YOUR OBJECTIVE: Search the records for the word "this" and pick out every line that has it.

Interface markup and scripts

** Start **

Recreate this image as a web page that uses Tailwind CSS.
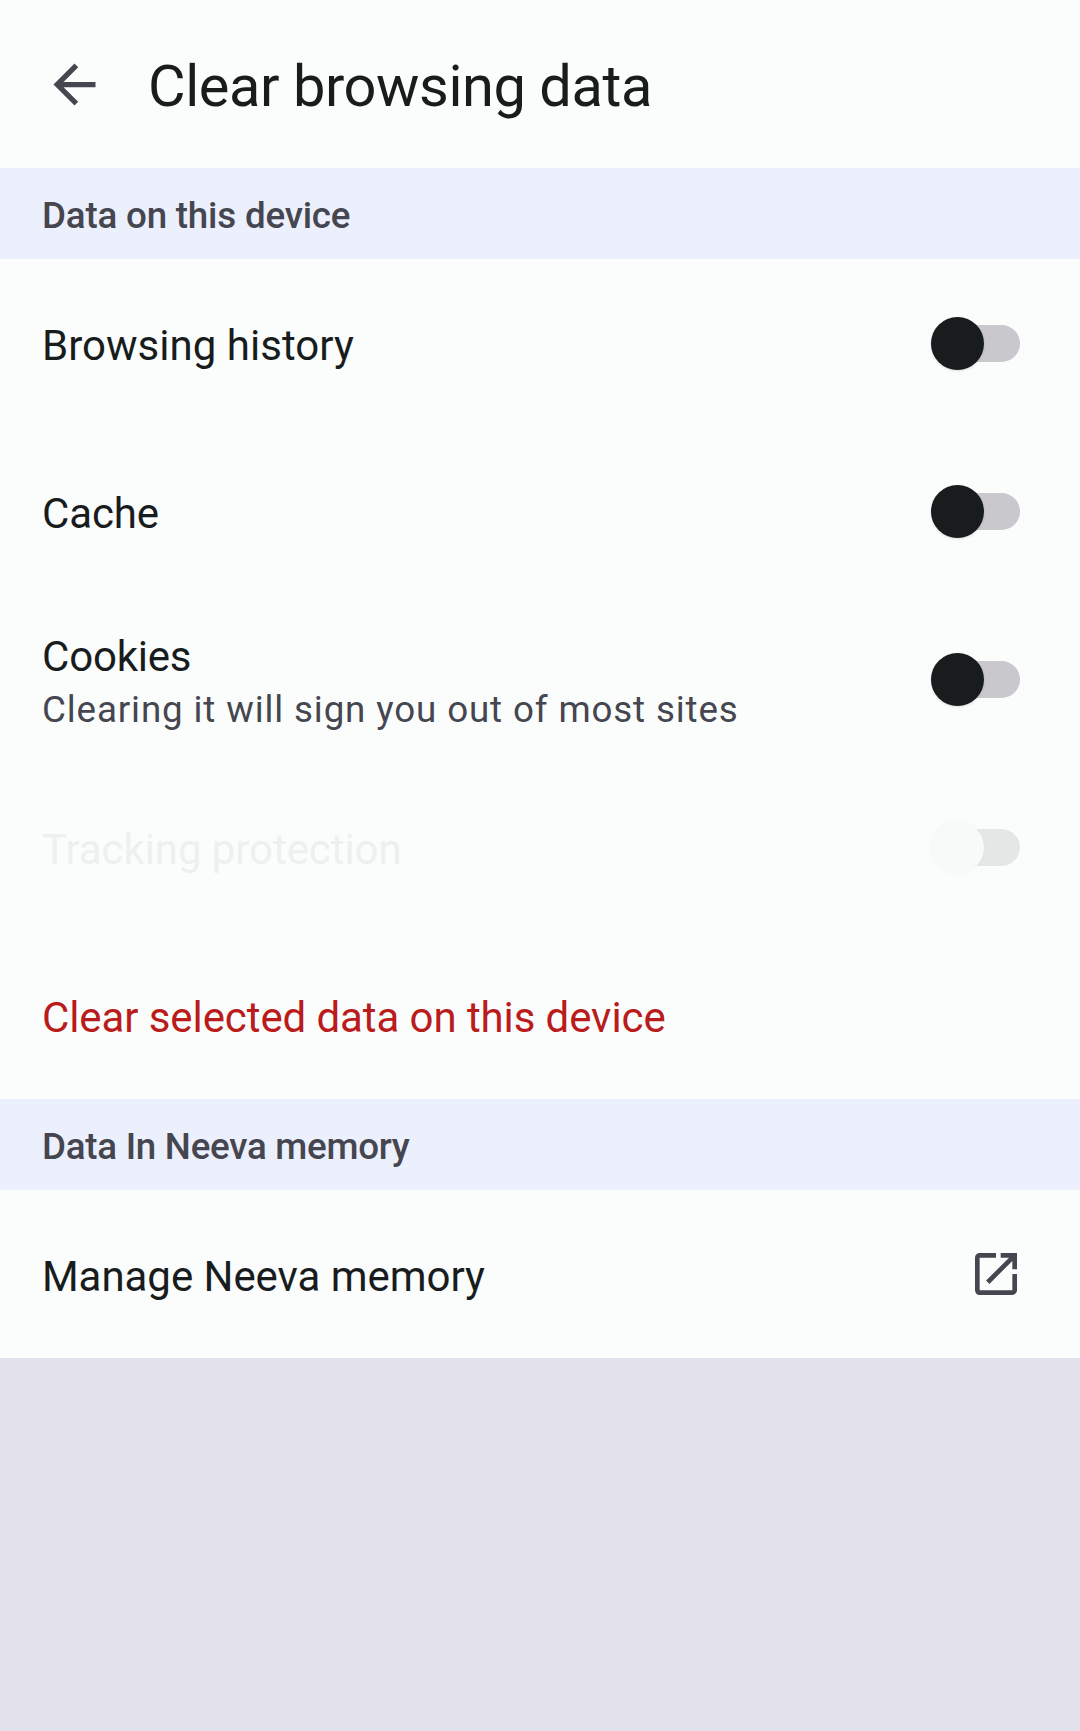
<!DOCTYPE html>
<html lang="en">
<head>
<meta charset="utf-8">
<title>Clear browsing data</title>
<script src="https://cdn.jsdelivr.net/npm/@tailwindcss/browser@4"></script>
</head>
<body class="h-[1731px] overflow-hidden bg-[#e3e1ec] font-['Roboto',sans-serif] text-[#191c1d]">
<main class="bg-[#fbfdfd]">
<header class="flex h-[168px] items-center pl-[43px]">
<svg class="size-[63px] text-[#45464f]" viewBox="0 0 24 24" fill="currentColor"><path d="M20 11H7.83l5.59-5.59L12 4l-8 8 8 8 1.41-1.41L7.83 13H20v-2z"/></svg>
<h1 class="ml-[42px] pt-1 text-[57.75px] leading-[74px] tracking-[-0.43px]">Clear browsing data</h1>
</header>
<h2 class="flex h-[91px] items-center bg-[#ecf0fd] px-[42px] pt-1 text-[36.75px] font-medium tracking-[-0.2px] text-[#45464f]">Data on this device</h2>
<div class="flex h-[168px] items-center justify-between pl-[42px] pr-[60px]"><span class="pt-1 text-[42px] tracking-[0.03px]">Browsing history</span>
<span class="flex h-[37px] w-[89px] items-center rounded-full bg-[#c8c8cd]"><span class="size-[53px] shrink-0 rounded-full bg-[#191c1d] shadow"></span></span></div>
<div class="flex h-[168px] items-center justify-between pl-[42px] pr-[60px]"><span class="pt-1 text-[42px] tracking-[-0.15px]">Cache</span>
<span class="flex h-[37px] w-[89px] items-center rounded-full bg-[#c8c8cd]"><span class="size-[53px] shrink-0 rounded-full bg-[#191c1d] shadow"></span></span></div>
<div class="flex h-[168px] items-center justify-between pl-[42px] pr-[60px]"><div class="pt-2"><p class="text-[42px] leading-[53px] tracking-[-0.2px]">Cookies</p><p class="text-[36.75px] leading-[53px] tracking-[0.86px] text-[#45464f]">Clearing it will sign you out of most sites</p></div>
<span class="flex h-[37px] w-[89px] items-center rounded-full bg-[#c8c8cd]"><span class="size-[53px] shrink-0 rounded-full bg-[#191c1d] shadow"></span></span></div>
<div class="flex h-[168px] items-center justify-between pl-[42px] pr-[60px]"><span class="pt-1 text-[42px] tracking-[-0.07px] text-[#eef0f0]">Tracking protection</span>
<span class="flex h-[37px] w-[89px] items-center rounded-full bg-[#e5e7e6]"><span class="size-[53px] shrink-0 rounded-full bg-[#f8fafa] shadow-[0_0_3px_rgba(0,0,0,0.04)]"></span></span></div>
<div class="flex h-[168px] items-center px-[42px] pt-1 text-[42px] tracking-[-0.09px] text-[#ba1b1b]">Clear selected data on this device</div>
<h2 class="flex h-[91px] items-center bg-[#ecf0fd] px-[42px] pt-1 text-[36.75px] font-medium tracking-[-0.27px] text-[#45464f]">Data In Neeva memory</h2>
<div class="flex h-[168px] items-center justify-between pl-[42px] pr-[56px]"><span class="pt-1 text-[42px] tracking-[-0.05px]">Manage Neeva memory</span>
<svg class="size-14 text-[#45464f]" viewBox="0 0 24 24" fill="currentColor"><path d="M19 19H5V5h7V3H5a2 2 0 0 0-2 2v14a2 2 0 0 0 2 2h14c1.1 0 2-.9 2-2v-7h-2v7zM14 3v2h3.59l-9.83 9.83 1.41 1.41L19 6.41V10h2V3h-7z"/></svg></div>
</main>
</body>
</html>
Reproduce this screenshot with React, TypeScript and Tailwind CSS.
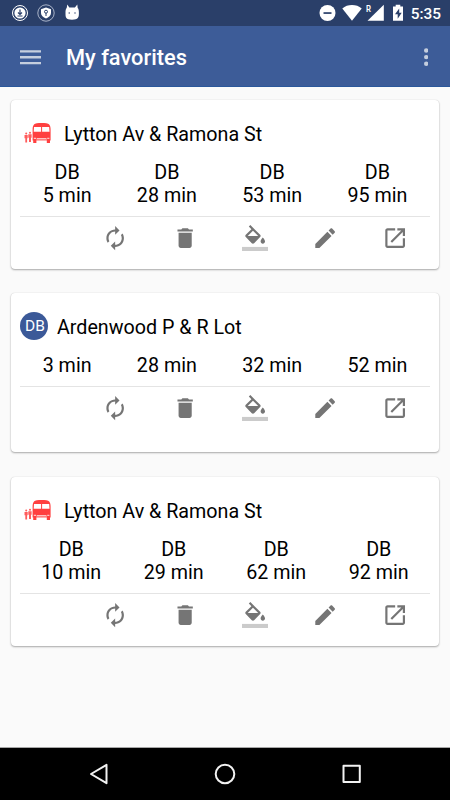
import type { ReactNode } from "react";
import clsx from "clsx";

type Arrival = { line?: string; minutes: number };

type Favorite = {
  id: number;
  stop: string;
  badge?: string;
  arrivals: Arrival[];
  className: string;
};

const favorites: Favorite[] = [
  {
    id: 1,
    stop: "Lytton Av & Ramona St",
    arrivals: [
      { line: "DB", minutes: 5 },
      { line: "DB", minutes: 28 },
      { line: "DB", minutes: 53 },
      { line: "DB", minutes: 95 },
    ],
    className: "h-[169px]",
  },
  {
    id: 2,
    stop: "Ardenwood P & R Lot",
    badge: "DB",
    arrivals: [{ minutes: 3 }, { minutes: 28 }, { minutes: 32 }, { minutes: 52 }],
    className: "h-[159px]",
  },
  {
    id: 3,
    stop: "Lytton Av & Ramona St",
    arrivals: [
      { line: "DB", minutes: 10 },
      { line: "DB", minutes: 29 },
      { line: "DB", minutes: 62 },
      { line: "DB", minutes: 92 },
    ],
    className: "h-[169px]",
  },
];

const actions = [
  {
    label: "Refresh",
    path: "M12 6v3l4-4-4-4v3c-4.42 0-8 3.58-8 8 0 1.57.46 3.03 1.24 4.26L6.7 14.8c-.45-.83-.7-1.79-.7-2.8 0-3.31 2.69-6 6-6zm6.76 1.74L17.3 9.2c.44.84.7 1.79.7 2.8 0 3.31-2.69 6-6 6v-3l-4 4 4 4v-3c4.42 0 8-3.58 8-8 0-1.57-.46-3.03-1.24-4.26z",
  },
  {
    label: "Delete",
    path: "M6 19c0 1.1.9 2 2 2h8c1.1 0 2-.9 2-2V7H6v12zM19 4h-3.5l-1-1h-5l-1 1H5v2h14V4z",
  },
  {
    label: "Color",
    path: "M16.56 8.94L7.62 0 6.21 1.41l2.38 2.38-5.15 5.15c-.59.59-.59 1.54 0 2.12l5.5 5.5c.29.29.68.44 1.06.44s.77-.15 1.06-.44l5.5-5.5c.59-.58.59-1.53 0-2.12zM5.21 10L10 5.21 14.79 10H5.21zM19 11.5s-2 2.17-2 3.5c0 1.1.9 2 2 2s2-.9 2-2c0-1.33-2-3.5-2-3.5z",
    underline: true,
  },
  {
    label: "Edit",
    path: "M3 17.25V21h3.75L17.81 9.94l-3.75-3.75L3 17.25zM20.71 7.04c.39-.39.39-1.02 0-1.41l-2.34-2.34c-.39-.39-1.02-.39-1.41 0l-1.83 1.83 3.75 3.75 1.83-1.83z",
  },
  {
    label: "Open",
    path: "M19 19H5V5h7V3H5c-1.11 0-2 .9-2 2v14c0 1.1.89 2 2 2h14c1.1 0 2-.9 2-2v-7h-2v7zM14 3v2h3.59l-9.83 9.83 1.41 1.41L19 6.41V10h2V3h-7z",
  },
];

function BusIcon() {
  return (
    <svg viewBox="0 0 27 21" className="h-[21px] w-[27px] shrink-0" fill="#ff4040">
      <path
        fillRule="evenodd"
        d="M10 1.600C11 .4 14 0 17.600 0s6.600.4 7.600 1.600c.9 1 1.400 2.700 1.400 5V17.600h-.6V20h-3.200v-2.400H12.400V20H9.200v-2.400h-.6V6.600c0-2.300.5-4 1.400-5zM10 4l-.3 4.700h7.400V4zM18.100 4v4.700h7.400L25.200 4z"
      />
      <path d="M9.800 14.700h2.200v1.300H9.800zM23.200 14.700h2.200v1.300h-2.200zM12.700 15h9.800v2.600h-9.800z" fill="#ffc4c4" />
      <path d="M13 16h9.200v.8H13z" fill="#ff7070" />
      <g opacity=".85">
        <circle cx="2.200" cy="10.400" r="1" />
        <circle cx="6" cy="9.700" r="1" />
        <path d="M.5 12h3.200v3.200h-.6v4.400H1.300v-4.400H.5zM4.300 11.200h3.300v3.600H7v4.200H5v-4.200h-.7z" />
      </g>
    </svg>
  );
}

function ActionBar() {
  return (
    <div className="flex justify-end border-t border-[#e4e4e4] pt-2">
      {actions.map((action) => (
        <button key={action.label} aria-label={action.label} className="flex w-[70px] justify-center">
          <svg viewBox="0 0 24 24" className="size-[26.3px]" fill="#757575">
            <path d={action.path} />
            {action.underline && <path d="M0 20h24v4H0z" fill="#cbcbcb" />}
          </svg>
        </button>
      ))}
    </div>
  );
}

function FavoriteCard({ favorite }: { favorite: Favorite }) {
  return (
    <section
      className={clsx(
        "rounded-[4px] bg-white px-[9px] shadow-[0_1px_2px_rgba(0,0,0,0.32),0_0_1px_rgba(0,0,0,0.16)]",
        favorite.className,
      )}
    >
      <div className={clsx("flex items-center pt-[19px]", favorite.badge ? "h-[49px]" : "h-[50px]")}>
        {favorite.badge ? (
          <span className="mr-[9px] mb-[2px] flex size-[28px] items-center justify-center rounded-full bg-[#3b5998] pt-px pl-[2px] text-[15.5px] text-white">
            {favorite.badge}
          </span>
        ) : (
          <span className="mr-[13px] mb-px ml-[4px]">
            <BusIcon />
          </span>
        )}
        <h2 className="text-[19.7px] leading-[23px]">{favorite.stop}</h2>
      </div>
      <div
        className={clsx(
          "mb-[9px] flex justify-around text-center text-[19.7px] leading-[23px]",
          favorite.badge ? "mt-[12px]" : "mt-[11px]",
        )}
      >
        {favorite.arrivals.map((arrival) => (
          <div key={arrival.minutes}>
            {arrival.line && <div>{arrival.line}</div>}
            <div>{arrival.minutes} min</div>
          </div>
        ))}
      </div>
      <ActionBar />
    </section>
  );
}

function StatusBar() {
  return (
    <div className="flex h-[26px] items-center justify-between bg-[#2a3f69] pr-[9px] pl-[11px]">
      <svg viewBox="0 0 70 20" className="h-5 w-[70px]" fill="none">
        <circle cx="9" cy="10" r="7.500" stroke="#fff" strokeWidth="1" />
        <circle cx="9" cy="10" r="5.600" fill="#fff" />
        <path d="M9 6.500v4.500M7 9.500l2 2 2-2M6.500 13h5" stroke="#2a3f69" strokeWidth="1.200" />
        <circle cx="35" cy="10" r="8.200" stroke="#a9b3c8" strokeWidth="1" />
        <path d="M35 4.500l5 1.700v3.800c0 2.500-2.200 4.400-5 5.600-2.800-1.200-5-3.100-5-5.600V6.200z" fill="#fff" />
        <circle cx="35" cy="8.700" r="1.500" stroke="#2a3f69" />
        <path d="M35 10v3" stroke="#2a3f69" />
        <path
          d="M56.300 1.500l2 2.900h5.600l2.400-2.900.4 3.600c1 1 1.200 2.400 1.200 5 0 4.500-.6 6.600-6.900 6.600s-6.500-2.100-6.500-6.600c0-2.600.2-4 1.200-5z"
          fill="#fff"
        />
        <circle cx="58.200" cy="10" r=".7" fill="#2a3f69" />
        <circle cx="64" cy="10" r=".7" fill="#2a3f69" />
      </svg>
      <div className="flex items-center">
        <svg viewBox="0 0 90 20" className="h-5 w-[90px]" fill="#fff">
          <circle cx="8.500" cy="10" r="8" />
          <path d="M4.500 9.200h8v1.700h-8z" fill="#2a3f69" />
          <path d="M33 17.700L23.300 5.400C26 3.200 29.300 2 33 2s7 1.200 9.700 3.400z" />
          <path d="M48.500 17.700L64.800 1.700v16z" />
          <path d="M74 3.500h2.700V1.800h4.600v1.700H84v14.200H74z" />
          <path d="M80.200 5.500L76 11.200h2.700v4.500l4-5.900h-2.500z" fill="#2a3f69" />
          <text x="47" y="9.200" fontSize="9.500" fontWeight="600" fontFamily="Roboto, sans-serif" textLength="5" lengthAdjust="spacingAndGlyphs">
            R
          </text>
        </svg>
        <span className="ml-[2px] pt-px text-[15.4px] leading-5 font-medium text-white">5:35</span>
      </div>
    </div>
  );
}

function AppBar() {
  return (
    <header className="flex h-[61px] items-center border-b border-[#2b589b] bg-[#3d5c98] pt-px pr-[22px] pl-[20px]">
      <svg viewBox="0 0 21 16" className="h-4 w-[21px]" fill="#c5cede">
        <path d="M0 1.200h21v2.300H0zM0 7.100h21v2.300H0zM0 13h21v2.300H0z" />
      </svg>
      <h1 className="ml-[25px] flex-1 pt-[3px] text-[21.8px] leading-7 font-medium text-white">My favorites</h1>
      <svg viewBox="0 0 4.400 18" className="h-[18px] w-[4.4px]" fill="#c5cede">
        <circle cx="2.200" cy="2.500" r="2.200" />
        <circle cx="2.200" cy="9.100" r="2.200" />
        <circle cx="2.200" cy="15.700" r="2.200" />
      </svg>
    </header>
  );
}

function NavKey({ children }: { children: ReactNode }) {
  return (
    <svg viewBox="0 0 24 24" className="size-6" fill="none" stroke="#f2f2f2" strokeWidth="2" strokeLinejoin="round">
      {children}
    </svg>
  );
}

export default function App() {
  return (
    <div className="flex h-[800px] w-[450px] flex-col overflow-hidden bg-[#fafafa] font-['Roboto',sans-serif] text-black">
      <StatusBar />
      <AppBar />
      <main className="flex flex-1 flex-col gap-[24.5px] px-[11px] pt-[12.5px]">
        {favorites.map((favorite) => (
          <FavoriteCard key={favorite.id} favorite={favorite} />
        ))}
      </main>
      <nav className="flex h-[53px] items-center justify-between border-t border-[#a6a6a6] bg-black px-[86px]">
        <NavKey>
          <path d="M20.500 2.800v18.400L5 12z" />
        </NavKey>
        <NavKey>
          <circle cx="12" cy="12" r="9.300" />
        </NavKey>
        <NavKey>
          <path d="M3.500 3.700h16.300V20H3.500z" />
        </NavKey>
      </nav>
    </div>
  );
}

** End **

ANSWER TO THE TASK:
Recreate this image as a web page that uses Tailwind CSS.
<h2 class="flex h-[91px] items-center bg-[#ecf0fd] px-[42px] pt-1 text-[36.75px] font-medium tracking-[-0.2px] text-[#45464f]">Data on this device</h2>
<div class="flex h-[168px] items-center px-[42px] pt-1 text-[42px] tracking-[-0.09px] text-[#ba1b1b]">Clear selected data on this device</div>
Reproduce this screenshot with React, TypeScript and Tailwind CSS.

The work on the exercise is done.